-- START Material supplied --

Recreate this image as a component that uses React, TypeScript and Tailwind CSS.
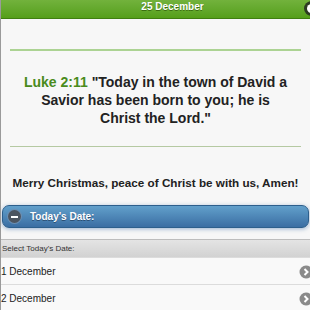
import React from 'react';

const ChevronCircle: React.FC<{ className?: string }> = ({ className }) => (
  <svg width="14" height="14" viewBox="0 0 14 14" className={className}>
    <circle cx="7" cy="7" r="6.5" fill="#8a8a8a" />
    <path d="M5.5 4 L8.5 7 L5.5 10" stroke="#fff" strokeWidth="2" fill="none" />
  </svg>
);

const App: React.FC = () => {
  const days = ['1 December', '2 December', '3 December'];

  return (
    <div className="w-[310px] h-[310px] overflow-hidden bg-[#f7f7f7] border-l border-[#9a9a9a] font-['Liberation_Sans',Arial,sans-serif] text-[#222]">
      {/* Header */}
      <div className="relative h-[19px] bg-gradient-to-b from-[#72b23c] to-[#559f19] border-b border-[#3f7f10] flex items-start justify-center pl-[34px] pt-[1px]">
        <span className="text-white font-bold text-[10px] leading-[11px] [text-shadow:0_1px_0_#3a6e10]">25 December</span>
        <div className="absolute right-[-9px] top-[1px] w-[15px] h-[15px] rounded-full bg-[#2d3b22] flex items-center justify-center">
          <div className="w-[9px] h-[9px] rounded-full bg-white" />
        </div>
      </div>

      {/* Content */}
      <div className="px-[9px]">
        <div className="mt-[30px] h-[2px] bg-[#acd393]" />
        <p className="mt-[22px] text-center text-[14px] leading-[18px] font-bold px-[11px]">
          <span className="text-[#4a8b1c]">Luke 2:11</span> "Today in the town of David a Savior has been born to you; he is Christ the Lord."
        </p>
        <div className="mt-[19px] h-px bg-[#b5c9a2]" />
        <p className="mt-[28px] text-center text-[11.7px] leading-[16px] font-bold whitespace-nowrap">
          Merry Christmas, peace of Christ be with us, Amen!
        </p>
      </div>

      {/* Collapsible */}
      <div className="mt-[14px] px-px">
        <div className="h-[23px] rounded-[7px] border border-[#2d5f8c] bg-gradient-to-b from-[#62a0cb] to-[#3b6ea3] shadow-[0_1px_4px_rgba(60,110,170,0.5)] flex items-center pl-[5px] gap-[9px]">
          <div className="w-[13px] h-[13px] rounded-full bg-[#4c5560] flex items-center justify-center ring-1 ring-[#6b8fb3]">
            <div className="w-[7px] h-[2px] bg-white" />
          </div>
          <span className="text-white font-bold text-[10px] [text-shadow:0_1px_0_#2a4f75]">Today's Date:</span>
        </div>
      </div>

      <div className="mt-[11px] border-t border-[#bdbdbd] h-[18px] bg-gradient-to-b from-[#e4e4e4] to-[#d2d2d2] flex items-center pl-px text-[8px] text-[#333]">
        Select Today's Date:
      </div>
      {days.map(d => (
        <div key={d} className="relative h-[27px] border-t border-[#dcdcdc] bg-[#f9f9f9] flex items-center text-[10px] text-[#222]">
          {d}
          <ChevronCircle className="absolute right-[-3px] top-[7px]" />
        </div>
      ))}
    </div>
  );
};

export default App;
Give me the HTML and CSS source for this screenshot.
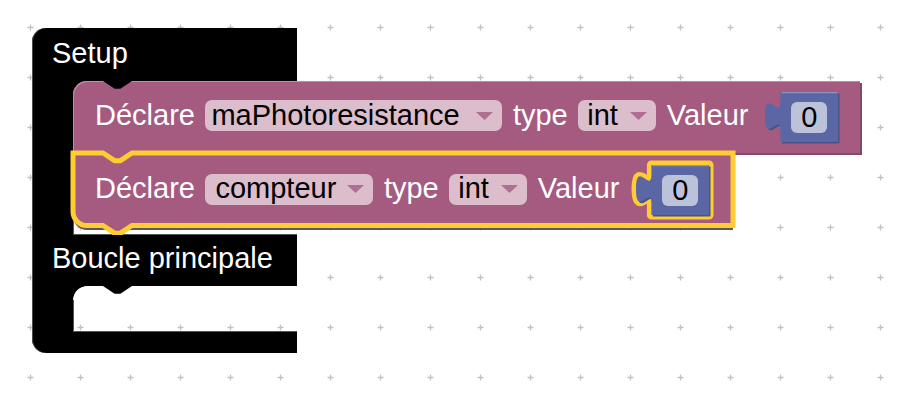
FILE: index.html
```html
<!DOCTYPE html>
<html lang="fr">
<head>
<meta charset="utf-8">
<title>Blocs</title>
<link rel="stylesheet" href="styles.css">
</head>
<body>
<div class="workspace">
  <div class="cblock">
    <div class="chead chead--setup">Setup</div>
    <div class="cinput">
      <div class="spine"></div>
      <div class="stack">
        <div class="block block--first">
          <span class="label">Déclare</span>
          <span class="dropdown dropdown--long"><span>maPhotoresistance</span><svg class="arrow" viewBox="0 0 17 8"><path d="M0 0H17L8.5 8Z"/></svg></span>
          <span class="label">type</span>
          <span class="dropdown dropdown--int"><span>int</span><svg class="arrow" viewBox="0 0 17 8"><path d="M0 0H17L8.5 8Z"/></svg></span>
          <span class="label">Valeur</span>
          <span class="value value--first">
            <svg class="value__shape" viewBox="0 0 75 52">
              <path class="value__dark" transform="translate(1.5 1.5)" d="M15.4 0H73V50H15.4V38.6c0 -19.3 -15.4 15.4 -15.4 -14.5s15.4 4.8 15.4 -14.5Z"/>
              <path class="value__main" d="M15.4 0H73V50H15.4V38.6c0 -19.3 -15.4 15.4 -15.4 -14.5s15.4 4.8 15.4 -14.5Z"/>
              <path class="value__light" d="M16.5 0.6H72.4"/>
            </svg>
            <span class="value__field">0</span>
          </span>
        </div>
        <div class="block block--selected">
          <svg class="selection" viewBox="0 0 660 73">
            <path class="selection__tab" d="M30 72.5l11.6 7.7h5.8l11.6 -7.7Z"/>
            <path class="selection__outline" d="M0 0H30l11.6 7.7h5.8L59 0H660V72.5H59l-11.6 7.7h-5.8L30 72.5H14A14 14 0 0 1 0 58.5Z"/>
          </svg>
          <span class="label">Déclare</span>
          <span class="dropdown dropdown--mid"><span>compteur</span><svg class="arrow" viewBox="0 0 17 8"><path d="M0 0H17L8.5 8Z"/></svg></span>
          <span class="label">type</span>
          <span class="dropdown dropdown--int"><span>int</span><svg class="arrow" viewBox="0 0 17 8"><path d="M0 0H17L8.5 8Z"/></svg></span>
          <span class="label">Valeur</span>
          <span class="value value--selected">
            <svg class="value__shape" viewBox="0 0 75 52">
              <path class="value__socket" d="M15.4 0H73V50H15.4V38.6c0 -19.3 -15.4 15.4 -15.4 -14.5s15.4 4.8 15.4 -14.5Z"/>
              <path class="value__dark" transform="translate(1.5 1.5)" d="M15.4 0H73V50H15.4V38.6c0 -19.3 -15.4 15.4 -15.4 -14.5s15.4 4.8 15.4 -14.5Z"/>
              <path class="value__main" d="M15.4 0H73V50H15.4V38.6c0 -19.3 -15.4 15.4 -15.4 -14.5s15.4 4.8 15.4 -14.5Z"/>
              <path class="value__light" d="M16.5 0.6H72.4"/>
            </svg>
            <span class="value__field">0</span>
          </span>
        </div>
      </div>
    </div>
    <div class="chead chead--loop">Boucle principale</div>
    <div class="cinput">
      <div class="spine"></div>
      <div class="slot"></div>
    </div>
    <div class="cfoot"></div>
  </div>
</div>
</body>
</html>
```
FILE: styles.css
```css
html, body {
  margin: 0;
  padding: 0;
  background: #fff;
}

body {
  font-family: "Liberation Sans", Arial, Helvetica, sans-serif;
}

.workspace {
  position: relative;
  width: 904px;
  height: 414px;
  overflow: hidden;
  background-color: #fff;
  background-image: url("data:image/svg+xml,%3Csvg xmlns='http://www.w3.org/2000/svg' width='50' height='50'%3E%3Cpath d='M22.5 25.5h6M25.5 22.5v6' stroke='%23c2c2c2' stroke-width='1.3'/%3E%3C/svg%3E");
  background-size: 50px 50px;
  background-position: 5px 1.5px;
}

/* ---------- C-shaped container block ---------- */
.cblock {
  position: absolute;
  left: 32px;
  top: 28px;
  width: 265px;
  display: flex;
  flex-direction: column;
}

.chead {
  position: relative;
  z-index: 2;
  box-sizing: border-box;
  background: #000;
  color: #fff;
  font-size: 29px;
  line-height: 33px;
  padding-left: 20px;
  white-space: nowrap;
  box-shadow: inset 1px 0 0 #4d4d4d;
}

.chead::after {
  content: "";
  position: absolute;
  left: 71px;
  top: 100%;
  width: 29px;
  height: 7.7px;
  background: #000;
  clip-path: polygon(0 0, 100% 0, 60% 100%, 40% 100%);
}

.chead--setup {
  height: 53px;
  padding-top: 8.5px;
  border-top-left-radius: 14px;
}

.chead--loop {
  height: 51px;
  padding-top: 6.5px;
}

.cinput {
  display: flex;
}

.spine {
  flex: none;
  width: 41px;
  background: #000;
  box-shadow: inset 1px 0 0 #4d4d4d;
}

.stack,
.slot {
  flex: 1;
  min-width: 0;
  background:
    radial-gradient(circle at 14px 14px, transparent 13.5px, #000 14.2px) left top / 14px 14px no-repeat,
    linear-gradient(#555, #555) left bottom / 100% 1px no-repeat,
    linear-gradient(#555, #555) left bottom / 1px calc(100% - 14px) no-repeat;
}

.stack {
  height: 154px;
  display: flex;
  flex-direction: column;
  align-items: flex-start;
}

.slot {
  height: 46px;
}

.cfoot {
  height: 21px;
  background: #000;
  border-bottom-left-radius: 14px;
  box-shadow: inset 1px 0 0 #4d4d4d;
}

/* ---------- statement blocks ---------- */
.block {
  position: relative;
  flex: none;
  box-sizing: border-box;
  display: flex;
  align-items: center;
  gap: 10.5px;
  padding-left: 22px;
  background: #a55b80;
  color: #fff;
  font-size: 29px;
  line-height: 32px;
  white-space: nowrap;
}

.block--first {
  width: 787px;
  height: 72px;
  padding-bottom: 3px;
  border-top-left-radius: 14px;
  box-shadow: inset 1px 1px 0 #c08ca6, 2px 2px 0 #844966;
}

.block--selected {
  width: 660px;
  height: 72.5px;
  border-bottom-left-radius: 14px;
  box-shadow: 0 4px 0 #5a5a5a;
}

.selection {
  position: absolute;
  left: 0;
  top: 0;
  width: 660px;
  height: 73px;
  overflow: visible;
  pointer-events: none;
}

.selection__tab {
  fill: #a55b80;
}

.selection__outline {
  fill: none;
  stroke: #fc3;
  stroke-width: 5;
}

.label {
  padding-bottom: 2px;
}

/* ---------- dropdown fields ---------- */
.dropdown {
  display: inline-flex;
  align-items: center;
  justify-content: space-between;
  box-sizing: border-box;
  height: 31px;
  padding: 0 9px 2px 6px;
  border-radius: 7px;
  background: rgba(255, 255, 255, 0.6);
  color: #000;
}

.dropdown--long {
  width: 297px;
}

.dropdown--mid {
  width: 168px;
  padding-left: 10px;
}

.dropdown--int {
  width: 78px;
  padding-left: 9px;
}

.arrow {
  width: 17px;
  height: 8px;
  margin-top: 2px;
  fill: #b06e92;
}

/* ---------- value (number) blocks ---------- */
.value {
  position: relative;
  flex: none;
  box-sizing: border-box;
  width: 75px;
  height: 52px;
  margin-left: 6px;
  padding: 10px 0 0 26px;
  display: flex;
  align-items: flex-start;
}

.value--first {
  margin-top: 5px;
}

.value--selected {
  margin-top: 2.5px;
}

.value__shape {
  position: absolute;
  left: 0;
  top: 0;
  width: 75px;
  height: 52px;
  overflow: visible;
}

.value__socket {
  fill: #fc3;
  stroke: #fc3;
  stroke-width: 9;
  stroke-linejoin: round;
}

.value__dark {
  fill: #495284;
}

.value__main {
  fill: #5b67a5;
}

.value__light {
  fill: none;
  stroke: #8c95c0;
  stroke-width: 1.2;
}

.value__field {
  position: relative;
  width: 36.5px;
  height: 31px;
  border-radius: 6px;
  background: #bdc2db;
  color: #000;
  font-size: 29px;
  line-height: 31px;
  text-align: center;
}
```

-- END Material supplied --

■ **Problem description**:
Filter the data, keeping only the lines that contain "React".

■ **Worked solution**:
Recreate this image as a component that uses React, TypeScript and Tailwind CSS.
import React from 'react';
const ChevronCircle: React.FC<{ className?: string }> = ({ className }) => (
const App: React.FC = () => {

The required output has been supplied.